Speaking at a press conference to announce the results of the car ban, environmental official Du Shaozhong declared himself satisfied.
"I am sure we will be able to ensure good air quality during the Olympic Games," he said, although he admitted four days was not long enough to make a big difference to pollution levels.
Four types of pollutants, including carbon monoxide and small particles, were tested over the four-day period, which ended on Monday.
Mr Du, who bicycled to work during the car ban, could not say whether the improved air quality would have made the atmosphere good enough to run a marathon.
International Olympic Committee President Jacques Rogge recently said endurance events could be cancelled if the air quality is not up to scratch.
Mr Du would only say that if air quality met national standards it would be good enough for "all kinds of outdoor exercises".
Fewer private cars on the road meant more people used public transport.

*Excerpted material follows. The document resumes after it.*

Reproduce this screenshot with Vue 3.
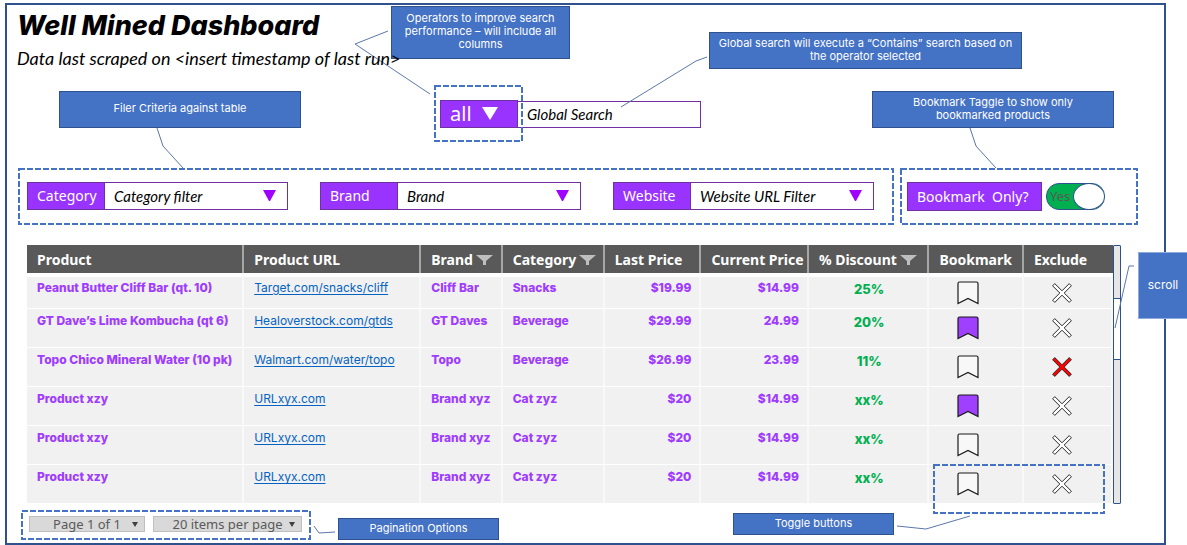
<script setup>
import { ref, reactive } from 'vue'

const operator = ref('all')
const query = ref('')
const bookmarkOnly = ref(true)
const page = ref('Page 1 of 1')
const pageSize = ref('20 items per page')

const filters = reactive([
  { id: 'category', label: 'Category', value: 'Category filter' },
  { id: 'brand', label: 'Brand', value: 'Brand' },
  { id: 'website', label: 'Website', value: 'Website URL Filter' },
])

const columns = [
  { key: 'product', label: 'Product' },
  { key: 'url', label: 'Product URL' },
  { key: 'brand', label: 'Brand', filter: true },
  { key: 'category', label: 'Category', filter: true },
  { key: 'last', label: 'Last Price' },
  { key: 'current', label: 'Current Price' },
  { key: 'discount', label: '% Discount', filter: true },
  { key: 'bookmark', label: 'Bookmark' },
  { key: 'exclude', label: 'Exclude' },
]

const rows = reactive([
  { product: 'Peanut Butter Cliff Bar (qt. 10)', url: 'Target.com/snacks/cliff', brand: 'Cliff Bar', category: 'Snacks', last: '$19.99', current: '$14.99', discount: '25%', bookmarked: false, excluded: false },
  { product: 'GT Dave’s Lime Kombucha (qt 6)', url: 'Healoverstock.com/gtds', brand: 'GT Daves', category: 'Beverage', last: '$29.99', current: '24.99', discount: '20%', bookmarked: true, excluded: false },
  { product: 'Topo Chico Mineral Water (10 pk)', url: 'Walmart.com/water/topo', brand: 'Topo', category: 'Beverage', last: '$26.99', current: '23.99', discount: '11%', bookmarked: false, excluded: true },
  { product: 'Product xzy', url: 'URLxyx.com', brand: 'Brand xyz', category: 'Cat zyz', last: '$20', current: '$14.99', discount: 'xx%', bookmarked: true, excluded: false },
  { product: 'Product xzy', url: 'URLxyx.com', brand: 'Brand xyz', category: 'Cat zyz', last: '$20', current: '$14.99', discount: 'xx%', bookmarked: false, excluded: false },
  { product: 'Product xzy', url: 'URLxyx.com', brand: 'Brand xyz', category: 'Cat zyz', last: '$20', current: '$14.99', discount: 'xx%', bookmarked: false, excluded: false },
])
</script>

<template>
  <main class="frame">
    <header class="head">
      <h1>Well Mined Dashboard</h1>
      <p class="stamp">Data last scraped on &lt;insert timestamp of last run&gt;</p>
    </header>

    <form class="search" @submit.prevent>
      <div class="operator">
        <select v-model="operator" aria-label="Search operator">
          <option>all</option>
          <option>any</option>
        </select>
        <svg class="op-arrow" viewBox="0 0 16 13"><path d="M0 0H16L8 13Z" fill="#fff" /></svg>
        <svg class="dashes op-dashes"><rect /></svg>
      </div>
      <input v-model="query" type="text" placeholder="Global Search" aria-label="Global Search" />
      <aside class="note note-operator">Operators to improve search performance – will include all columns</aside>
      <aside class="note note-global">Global search will execute a “Contains” search based on the operator selected</aside>
      <svg class="wire"><path d="M-52 -69L-85 -56L-10 -6M267 -43L256 -39L181 7" /></svg>
    </form>

    <section class="filters">
      <div class="region filter-group">
        <svg class="dashes"><rect /></svg>
        <div v-for="f in filters" :key="f.id" class="filter">
          <label :for="f.id">{{ f.label }}</label>
          <select :id="f.id" v-model="f.value">
            <option>{{ f.value }}</option>
          </select>
          <svg class="arrow" viewBox="0 0 13 11"><path d="M0 0H13L7 11H6Z" fill="#9f00ff" /></svg>
        </div>
        <aside class="note note-filter">Filer Criteria against table</aside>
        <svg class="wire"><path d="M139 -40L145 -22L165 0" /></svg>
      </div>
      <div class="region mark-group">
        <svg class="dashes"><rect /></svg>
        <label class="mark-label" for="only">Bookmark&nbsp; Only?</label>
        <label class="switch">
          <input id="only" v-model="bookmarkOnly" type="checkbox" role="switch" />
          <span>Yes</span>
          <i class="knob"></i>
        </label>
        <aside class="note note-mark">Bookmark Taggle to show only bookmarked products</aside>
        <svg class="wire"><path d="M70 -40L76 -22L96 0" /></svg>
      </div>
    </section>

    <section class="grid">
      <table>
        <colgroup>
          <col v-for="c in columns" :key="c.key" :class="'col-' + c.key" />
        </colgroup>
        <thead>
          <tr>
            <th v-for="c in columns" :key="c.key" scope="col">
              <span class="th">{{ c.label }}
                <svg v-if="c.filter" class="funnel" viewBox="0 0 17 10"><path d="M0 0H17L10 6V10H7V6Z" fill="#bfbfbf" /></svg>
              </span>
            </th>
          </tr>
        </thead>
        <tbody>
          <tr v-for="(r, i) in rows" :key="i">
            <td>{{ r.product }}</td>
            <td><a href="#">{{ r.url }}</a></td>
            <td>{{ r.brand }}</td>
            <td>{{ r.category }}</td>
            <td class="num">{{ r.last }}</td>
            <td class="num">{{ r.current }}</td>
            <td class="pct">{{ r.discount }}</td>
            <td class="act">
              <button type="button" aria-label="Bookmark" :aria-pressed="r.bookmarked" @click="r.bookmarked = !r.bookmarked">
                <svg width="22" height="24" viewBox="0 0 22 24">
                  <path d="M1 22.500V2.500Q1 1 2.500 1H19.500Q21 1 21 2.500V22.500L11 17.500Z" :fill="r.bookmarked ? '#9f40ff' : '#f8f8f8'" stroke="#1a1a1a" stroke-width="1.200" />
                </svg>
              </button>
            </td>
            <td class="act">
              <button type="button" aria-label="Exclude" :aria-pressed="r.excluded" @click="r.excluded = !r.excluded">
                <svg width="20" height="20" viewBox="0 0 20 20">
                  <path d="M2.800 .600L10 7.800L17.200 .600L19.400 2.800L12.200 10L19.400 17.200L17.200 19.400L10 12.200L2.800 19.400L.600 17.200L7.800 10L.600 2.800Z" :fill="r.excluded ? '#f00' : '#fff'" stroke="#2b2b2b" stroke-width="1" stroke-linejoin="round" />
                </svg>
              </button>
            </td>
          </tr>
        </tbody>
      </table>
      <div class="scrollbar">
        <i class="thumb"></i>
        <aside class="note note-scroll">scroll</aside>
        <svg class="wire"><path d="M20 20H15L1 82" /></svg>
      </div>
      <div class="toggle-region">
        <svg class="dashes"><rect /></svg>
        <aside class="note note-toggle">Toggle buttons</aside>
        <svg class="wire"><path d="M-36 62L-7 65L37 52" /></svg>
      </div>
    </section>

    <footer class="foot">
      <div class="region pager">
        <svg class="dashes"><rect /></svg>
        <span class="pick page">
          <select v-model="page" aria-label="Page"><option>Page 1 of 1</option></select>
          <svg viewBox="0 0 6 5"><path d="M0 0H6L3 5Z" fill="#404040" /></svg>
        </span>
        <span class="pick size">
          <select v-model="pageSize" aria-label="Items per page"><option>20 items per page</option></select>
          <svg viewBox="0 0 6 5"><path d="M0 0H6L3 5Z" fill="#404040" /></svg>
        </span>
        <svg class="wire"><path d="M293 16L298 23L314 22" /></svg>
      </div>
      <aside class="note note-page">Pagination Options</aside>
    </footer>
  </main>
</template>

<style>
body {
  background: #fff;
}
</style>

<style scoped>
.frame,
.frame * {
  box-sizing: border-box;
}
.frame {
  margin: 3px 21px 0 5px;
  border: 2px solid #2f528f;
  font-family: Inter, sans-serif;
  color: #000;
}
select,
input,
button {
  appearance: none;
  margin: 0;
  border: 0;
  border-radius: 0;
  background: transparent;
  font: inherit;
  color: inherit;
}
.head {
  position: relative;
  z-index: 2;
  padding: 4px 10px 0;
  width: max-content;
}
h1 {
  margin: 0;
  font-size: 27px;
  line-height: 34px;
  font-weight: 800;
  font-style: italic;
}
.stamp {
  margin: 0;
  font: italic 18px/30px Lato, sans-serif;
}

/* annotations */
.dashes {
  position: absolute;
  inset: 0;
  width: 100%;
  height: 100%;
  pointer-events: none;
}
.dashes rect {
  x: 1px;
  y: 1px;
  width: calc(100% - 2px);
  height: calc(100% - 2px);
  fill: none;
  stroke: #4472c4;
  stroke-width: 2;
  stroke-dasharray: 6 2;
}
.wire {
  position: absolute;
  left: 0;
  top: 0;
  width: 1px;
  height: 1px;
  overflow: visible;
  pointer-events: none;
}
.wire path {
  fill: none;
  stroke: #5b77ab;
  stroke-width: 1;
}
.note {
  position: absolute;
  display: flex;
  align-items: center;
  justify-content: center;
  padding: 0 8px 2px;
  border: 1px solid #2f528f;
  background: #4472c4;
  color: #fff;
  font-size: 11px;
  line-height: 13px;
  text-align: center;
}
.note-operator {
  left: -49px;
  top: -94px;
  width: 179px;
  height: 53px;
}
.note-global {
  left: 269px;
  top: -68px;
  width: 313px;
  height: 37px;
}
.note-filter {
  left: 41px;
  top: -77px;
  width: 242px;
  height: 37px;
}
.note-mark {
  left: -28px;
  top: -77px;
  width: 242px;
  height: 37px;
  padding: 0 36px 2px;
}
.note-scroll {
  left: 24px;
  top: 6px;
  width: 50px;
  height: 67px;
  padding: 0 0 2px;
  border-color: #8faadc;
  font-size: 12px;
}
.note-toggle {
  left: -200px;
  top: 49px;
  width: 161px;
  height: 22px;
}
.note-page {
  position: static;
  width: 161px;
  height: 22px;
}

/* search */
.search {
  position: relative;
  display: flex;
  align-items: flex-end;
  width: 261px;
  height: 28px;
  margin: 27px 0 0 433px;
}
.operator {
  position: relative;
  width: 78px;
}
.operator select {
  display: block;
  width: 100%;
  height: 28px;
  padding: 0 9px;
  border: 1px solid #7030a0;
  background: #9933ff;
  color: #fff;
  font: 20px/26px "Noto Sans", sans-serif;
}
.op-arrow {
  position: absolute;
  left: 42px;
  top: 7px;
  width: 16px;
  height: 13px;
  pointer-events: none;
}
.op-dashes {
  inset: -15px -5px -14px -6px;
  width: 89px;
  height: 57px;
}
.search input {
  flex: 1;
  min-width: 0;
  height: 27px;
  padding: 0 9px 2px;
  border: 1px solid #7030a0;
  border-left: 0;
  font: italic 15px/24px Lato, sans-serif;
}
.search input::placeholder {
  color: #000;
  opacity: 1;
}

/* filters */
.filters {
  display: flex;
  gap: 6px;
  margin: 40px 26px 0 11px;
}
.region {
  position: relative;
  display: flex;
}
.filter-group {
  flex: 1;
  justify-content: space-between;
  padding: 14px 20px 15px 9px;
}
.filter {
  position: relative;
  display: flex;
  width: 261px;
  height: 28px;
  border: 1px solid #7030a0;
  font-size: 15px;
  line-height: 26px;
}
.filter label {
  width: 77px;
  padding-left: 9px;
  border-right: 1px solid #7030a0;
  background: #9933ff;
  color: #fff;
  font-family: "Noto Sans", sans-serif;
  font-size: 14px;
}
.filter select {
  flex: 1;
  padding: 0 9px;
  font-family: Lato, sans-serif;
  font-style: italic;
}
.arrow {
  position: absolute;
  right: 11px;
  top: 7px;
  width: 13px;
  height: 11px;
  pointer-events: none;
}
.mark-group {
  width: 238px;
  padding: 14px 7px;
  gap: 4px;
  align-items: center;
}
.mark-label {
  width: 135px;
  height: 29px;
  padding-left: 9px;
  border: 1px solid #7030a0;
  background: #9933ff;
  color: #fff;
  font: 14px/28px "Noto Sans", sans-serif;
}
.switch {
  position: relative;
  width: 59px;
  height: 27px;
  padding-left: 3px;
  border: 1px solid #2f528f;
  border-radius: 13px;
  background: #00b050;
  color: #595959;
  overflow: hidden;
  font: 13px/25px "Noto Sans", sans-serif;
}
.switch input {
  position: absolute;
  inset: 0;
}
.knob {
  position: absolute;
  right: -1px;
  top: -1px;
  width: 32px;
  height: 27px;
  border: 1px solid #2f528f;
  border-radius: 50%;
  background: #fff;
}

/* table */
.grid {
  position: relative;
  display: flex;
  margin: 20px 43px 0 20px;
}
table {
  flex: 1;
  table-layout: fixed;
  border-collapse: separate;
  border-spacing: 0;
}
.col-product { width: 20%; }
.col-url { width: 16.300%; }
.col-brand { width: 7.500%; }
.col-category { width: 9.400%; }
.col-last { width: 8.900%; }
.col-current { width: 9.900%; }
.col-discount { width: 11.100%; }
.col-bookmark { width: 8.700%; }
.col-exclude { width: 8.200%; }
th {
  height: 28px;
  padding: 2px 0 0 10px;
  border-right: 2px solid #a6a6a6;
  background: #595959;
  color: #fff;
  font: bold 14px/24px "Noto Sans", sans-serif;
  text-align: left;
  white-space: nowrap;
}
th:last-child {
  border-right: 0;
}
.th {
  display: flex;
  align-items: center;
  gap: 3px;
}
.funnel {
  width: 17px;
  height: 10px;
  flex: none;
}
td {
  height: 39px;
  padding: 3px 8px 0 10px;
  border-right: 2px solid #f9f9f9;
  border-bottom: 1px solid #fff;
  background: #f1f1f1;
  color: #9f3cff;
  font-size: 12px;
  line-height: 17px;
  font-weight: 800;
  vertical-align: top;
  white-space: nowrap;
}
tbody tr:first-child td {
  height: 36px;
  border-top: 4px solid #fff;
  padding-top: 2px;
}
td a {
  color: #0563c1;
  font-weight: 400;
  text-underline-offset: 2px;
}
td.num {
  text-align: right;
}
td.pct {
  padding-top: 5px;
  color: #00b050;
  font-size: 13px;
  text-align: center;
}
tbody tr:first-child td.pct {
  padding-top: 4px;
}
td.act,
tbody tr:first-child td.act {
  padding: 0 0 0 28px;
  vertical-align: middle;
}
td button {
  display: block;
  padding: 0;
}
td svg {
  display: block;
}
.scrollbar {
  position: relative;
  width: 8px;
  border: 1px solid #2f528f;
  border-radius: 1px;
  background: #e7e6e6;
}
.thumb {
  position: absolute;
  left: -1px;
  top: 52px;
  width: 8px;
  height: 62px;
  border: 1px solid #2f528f;
  background: #fff;
}
.toggle-region {
  position: absolute;
  right: 16px;
  bottom: -10px;
  width: 172px;
  height: 50px;
  pointer-events: none;
}

/* footer */
.foot {
  display: flex;
  align-items: flex-end;
  gap: 27px;
  padding: 6px 14px 3px;
}
.pager {
  gap: 8px;
  padding: 6px 9px 8px 8px;
}
.pick {
  position: relative;
}
.pick select {
  display: block;
  width: 100%;
  height: 16px;
  padding: 0;
  background: #d9d9d9;
  box-shadow: inset 0 0 0 1px #bfbfbf;
  color: #595959;
  font: 13px/16px "Noto Sans", sans-serif;
  text-align: center;
}
.page {
  width: 116px;
}
.size {
  width: 149px;
}
.pick svg {
  position: absolute;
  right: 7px;
  top: 6px;
  width: 6px;
  height: 5px;
  pointer-events: none;
}
</style>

Passenger numbers were up by 15%, it was revealed.
This meant buses – there were 800 more of them on the roads – could travel at 20 km/h (12mph) instead of the usual 14 km/h (9mph).
Chinese officials also had a kind word for the 6,500 police officers on duty during the four days, many of whom had "overcome fatigue" to ensure the test went off smoothly.
During the test period, odd-numbered cars were banned on Saturday and Monday, while cars with even-numbered registrations had to stay off the roads on Friday and Sunday.